> It looks like calloc-3.patch is wrong: it modify _PyObject_GC_Malloc() to fill the newly allocated buffer with zeros, but _PyObject_GC_Malloc() is not only called by PyType_GenericAlloc(): it is also used by _PyObject_GC_New() and _PyObject_GC_NewVar(). The patch is maybe a little bit slower because it writes zeros twice.

Exactly (sorry, I thought you'd already seen that, otherwise I could
have told you!)

> Actually, I think we have to match the C-API:  For instance, in
> Modules/_decimal/_decimal.c:5527 the libmpdec allocators are
> set to the Python allocators.

Hmm, ok then, I didn't know we were plugging our allocators for
external libraries: that's indeed a very good reason to keep the same
prototype.

But I still find this API cumbersome: calloc is exactly like malloc
except for the zeroing, so the prototype could be simpler (a quick
look at Victor's patch shows a lot of calloc(1, n), which is a sign
something's wrong).
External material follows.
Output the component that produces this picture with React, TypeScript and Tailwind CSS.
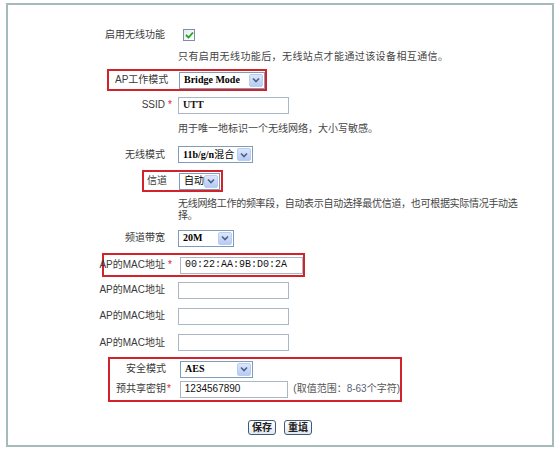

Maybe it's just me ;-)

Otherwise, a random thought: by changing PyType_GenericAlloc() from
malloc() + memset(0) to calloc(), there could be a subtle side effect:
if a given type relies on the 0-setting (which is documented), and
doesn't do any other work on the allocated area behind the scenes
(think about a mmap-like object), we could lose our capacity to detect
MemoryError, and run into segfaults instead.

Because if a code creates many such objects which basically just do
calloc(), on operating systems with memory overommitting (such as
Linux), the calloc() allocations will pretty much always succeed, but
will segfault when the page is first written to in case of low memory.

I don't think such use cases should be common: I would expect most
types to use tp_alloc(type, 0) and then use an internal additional
pointer for the allocations it needs, or immediately write to the
allocated memory area right after allocation, but that's something to
keep in mind.